**Given exercise**
Locate each line of the material that contains "this", then return it.

**Some records**
■ ■ ■

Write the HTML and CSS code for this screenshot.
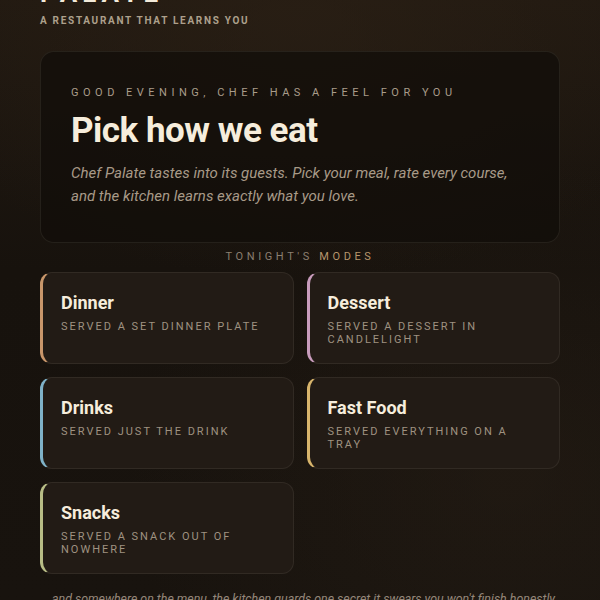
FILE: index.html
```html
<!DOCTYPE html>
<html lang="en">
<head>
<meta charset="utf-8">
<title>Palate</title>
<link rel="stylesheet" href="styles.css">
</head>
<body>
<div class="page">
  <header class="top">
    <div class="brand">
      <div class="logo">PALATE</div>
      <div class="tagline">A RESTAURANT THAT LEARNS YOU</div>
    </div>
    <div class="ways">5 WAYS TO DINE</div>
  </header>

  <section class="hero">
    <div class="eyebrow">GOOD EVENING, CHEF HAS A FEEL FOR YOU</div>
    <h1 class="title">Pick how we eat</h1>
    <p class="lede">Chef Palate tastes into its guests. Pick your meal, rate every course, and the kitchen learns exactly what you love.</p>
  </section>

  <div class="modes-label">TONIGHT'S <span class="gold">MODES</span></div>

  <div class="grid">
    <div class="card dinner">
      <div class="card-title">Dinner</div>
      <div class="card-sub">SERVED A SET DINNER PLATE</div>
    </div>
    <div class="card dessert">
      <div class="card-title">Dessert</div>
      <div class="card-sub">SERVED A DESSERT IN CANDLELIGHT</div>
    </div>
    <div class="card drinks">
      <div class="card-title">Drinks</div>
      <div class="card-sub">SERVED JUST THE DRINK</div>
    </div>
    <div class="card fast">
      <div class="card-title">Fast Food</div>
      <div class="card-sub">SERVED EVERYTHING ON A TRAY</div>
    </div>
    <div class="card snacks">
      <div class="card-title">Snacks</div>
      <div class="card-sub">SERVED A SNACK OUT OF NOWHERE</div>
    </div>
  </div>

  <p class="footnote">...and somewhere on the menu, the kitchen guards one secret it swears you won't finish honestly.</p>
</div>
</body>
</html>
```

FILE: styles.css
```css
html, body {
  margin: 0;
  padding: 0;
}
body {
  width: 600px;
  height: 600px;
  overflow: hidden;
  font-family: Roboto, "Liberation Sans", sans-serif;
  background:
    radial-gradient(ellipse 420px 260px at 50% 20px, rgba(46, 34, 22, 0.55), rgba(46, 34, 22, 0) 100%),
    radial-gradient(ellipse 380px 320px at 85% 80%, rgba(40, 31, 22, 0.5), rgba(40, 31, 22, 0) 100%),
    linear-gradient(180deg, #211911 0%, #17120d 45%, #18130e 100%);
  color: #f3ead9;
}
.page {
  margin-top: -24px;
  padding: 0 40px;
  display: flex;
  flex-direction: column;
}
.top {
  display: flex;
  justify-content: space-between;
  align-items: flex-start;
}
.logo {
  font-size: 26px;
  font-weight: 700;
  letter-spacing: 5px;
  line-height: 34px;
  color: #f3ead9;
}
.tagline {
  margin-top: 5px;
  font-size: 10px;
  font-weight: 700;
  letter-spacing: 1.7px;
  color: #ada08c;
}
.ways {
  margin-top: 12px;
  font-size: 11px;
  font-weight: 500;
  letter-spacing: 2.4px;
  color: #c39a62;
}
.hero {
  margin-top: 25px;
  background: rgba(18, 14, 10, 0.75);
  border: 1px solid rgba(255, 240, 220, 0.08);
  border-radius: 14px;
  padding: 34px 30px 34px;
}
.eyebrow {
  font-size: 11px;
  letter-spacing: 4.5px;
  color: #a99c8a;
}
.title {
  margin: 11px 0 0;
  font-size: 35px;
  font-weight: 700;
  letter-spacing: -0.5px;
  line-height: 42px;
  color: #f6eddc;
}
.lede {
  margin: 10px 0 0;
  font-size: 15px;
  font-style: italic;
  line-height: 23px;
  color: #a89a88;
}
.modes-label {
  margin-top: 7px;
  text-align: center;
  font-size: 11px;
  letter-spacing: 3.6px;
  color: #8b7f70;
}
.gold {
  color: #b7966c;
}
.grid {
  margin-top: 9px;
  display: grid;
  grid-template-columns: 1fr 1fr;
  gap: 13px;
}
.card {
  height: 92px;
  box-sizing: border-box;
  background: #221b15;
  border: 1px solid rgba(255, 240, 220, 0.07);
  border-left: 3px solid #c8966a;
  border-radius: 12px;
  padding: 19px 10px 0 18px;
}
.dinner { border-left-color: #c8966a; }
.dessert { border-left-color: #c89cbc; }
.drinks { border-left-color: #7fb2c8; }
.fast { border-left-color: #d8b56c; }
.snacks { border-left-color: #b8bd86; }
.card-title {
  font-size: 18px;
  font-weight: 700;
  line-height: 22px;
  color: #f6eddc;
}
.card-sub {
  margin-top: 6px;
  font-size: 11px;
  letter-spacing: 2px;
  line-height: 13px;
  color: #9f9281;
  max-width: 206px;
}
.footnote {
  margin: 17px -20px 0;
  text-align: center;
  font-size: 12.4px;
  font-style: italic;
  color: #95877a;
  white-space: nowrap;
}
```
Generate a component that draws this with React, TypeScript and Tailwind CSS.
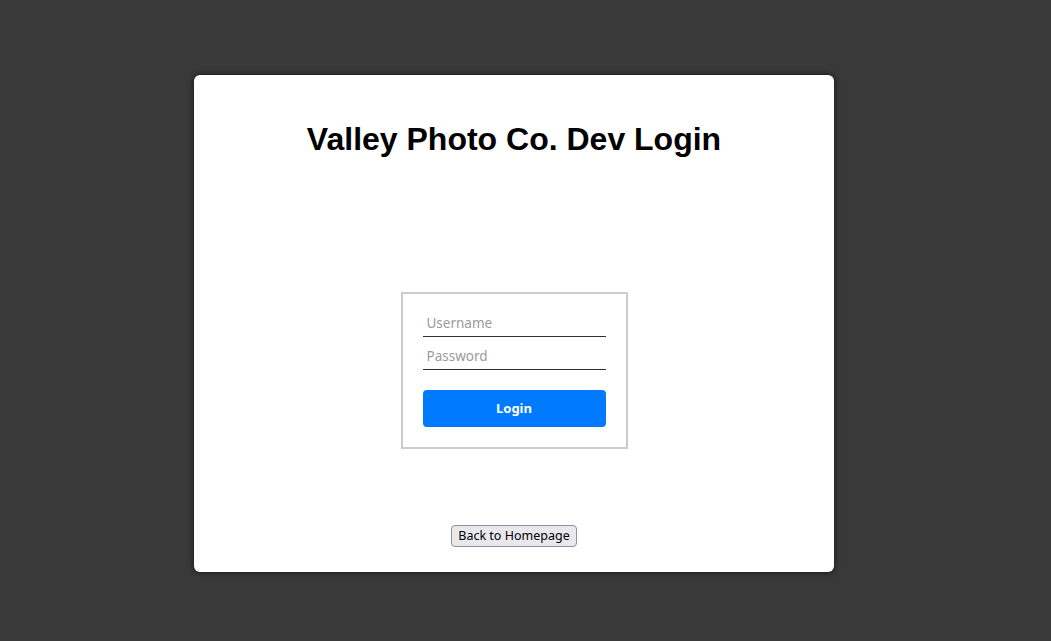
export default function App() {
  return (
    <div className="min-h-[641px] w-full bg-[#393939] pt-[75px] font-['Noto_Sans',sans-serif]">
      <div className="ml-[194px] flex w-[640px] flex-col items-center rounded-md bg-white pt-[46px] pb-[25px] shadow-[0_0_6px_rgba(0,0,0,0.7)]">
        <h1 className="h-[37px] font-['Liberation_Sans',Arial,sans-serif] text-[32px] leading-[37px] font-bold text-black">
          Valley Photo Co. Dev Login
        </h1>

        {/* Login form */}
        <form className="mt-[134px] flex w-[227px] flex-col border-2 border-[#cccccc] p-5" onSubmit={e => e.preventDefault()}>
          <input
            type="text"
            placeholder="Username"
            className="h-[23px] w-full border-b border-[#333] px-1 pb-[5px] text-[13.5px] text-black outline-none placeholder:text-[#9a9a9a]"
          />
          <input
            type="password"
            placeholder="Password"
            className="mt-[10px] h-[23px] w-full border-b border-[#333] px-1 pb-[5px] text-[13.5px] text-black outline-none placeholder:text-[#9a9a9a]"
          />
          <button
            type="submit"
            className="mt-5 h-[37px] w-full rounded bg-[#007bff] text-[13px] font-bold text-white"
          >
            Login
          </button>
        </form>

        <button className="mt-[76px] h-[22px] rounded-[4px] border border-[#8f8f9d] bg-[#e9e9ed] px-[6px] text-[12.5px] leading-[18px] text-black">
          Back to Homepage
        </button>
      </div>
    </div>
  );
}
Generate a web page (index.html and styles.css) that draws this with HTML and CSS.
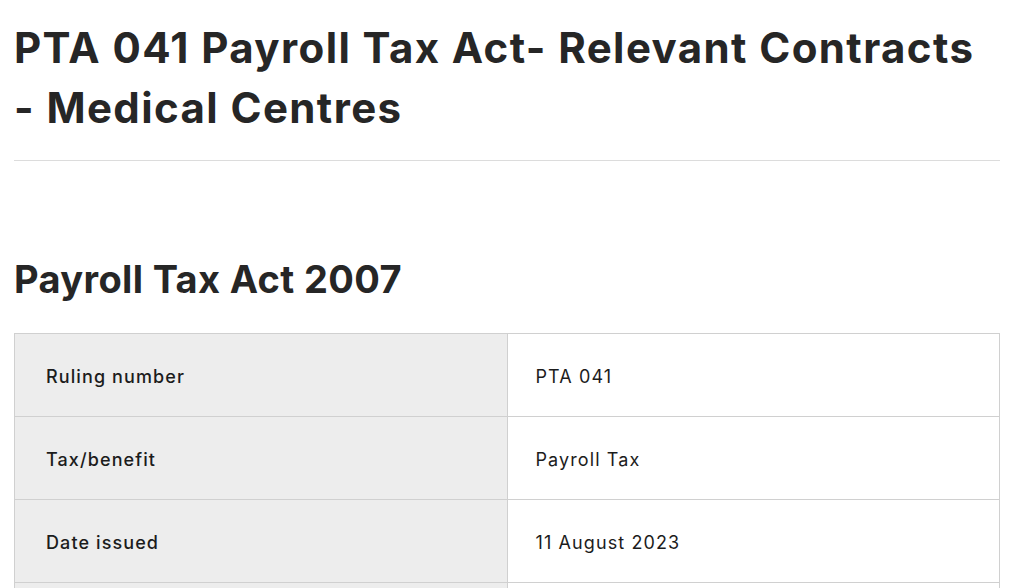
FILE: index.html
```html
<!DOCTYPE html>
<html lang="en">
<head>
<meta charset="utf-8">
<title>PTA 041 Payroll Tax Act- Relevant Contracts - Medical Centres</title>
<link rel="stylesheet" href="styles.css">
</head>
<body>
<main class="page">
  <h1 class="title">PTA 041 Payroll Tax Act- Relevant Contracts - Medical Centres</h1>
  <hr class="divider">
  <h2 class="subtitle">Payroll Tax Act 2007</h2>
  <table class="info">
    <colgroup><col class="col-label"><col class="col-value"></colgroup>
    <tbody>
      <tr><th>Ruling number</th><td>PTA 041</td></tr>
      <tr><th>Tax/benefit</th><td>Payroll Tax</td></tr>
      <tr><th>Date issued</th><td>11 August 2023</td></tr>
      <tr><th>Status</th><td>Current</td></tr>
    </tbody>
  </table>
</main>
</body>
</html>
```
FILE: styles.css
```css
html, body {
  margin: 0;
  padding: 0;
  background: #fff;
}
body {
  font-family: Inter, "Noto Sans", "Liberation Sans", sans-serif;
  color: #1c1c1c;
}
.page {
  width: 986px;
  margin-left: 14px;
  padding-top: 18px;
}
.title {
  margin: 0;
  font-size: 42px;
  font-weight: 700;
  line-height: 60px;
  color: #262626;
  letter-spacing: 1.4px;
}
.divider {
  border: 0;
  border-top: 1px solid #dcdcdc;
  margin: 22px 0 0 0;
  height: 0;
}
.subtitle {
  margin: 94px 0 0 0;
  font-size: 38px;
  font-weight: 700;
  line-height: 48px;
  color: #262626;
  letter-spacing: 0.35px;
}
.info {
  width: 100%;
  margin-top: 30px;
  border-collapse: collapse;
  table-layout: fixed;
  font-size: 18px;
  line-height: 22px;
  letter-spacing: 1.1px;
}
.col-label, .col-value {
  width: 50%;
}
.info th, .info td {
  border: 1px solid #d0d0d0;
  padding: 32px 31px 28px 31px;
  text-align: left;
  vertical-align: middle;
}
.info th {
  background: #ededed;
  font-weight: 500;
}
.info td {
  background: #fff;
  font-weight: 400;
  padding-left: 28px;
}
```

■ ■ ■

**Problem solution**
Write the HTML and CSS code for this screenshot.
Generate a component that draws this with React, TypeScript and Tailwind CSS.
Generate a web page (index.html and styles.css) that draws this with HTML and CSS.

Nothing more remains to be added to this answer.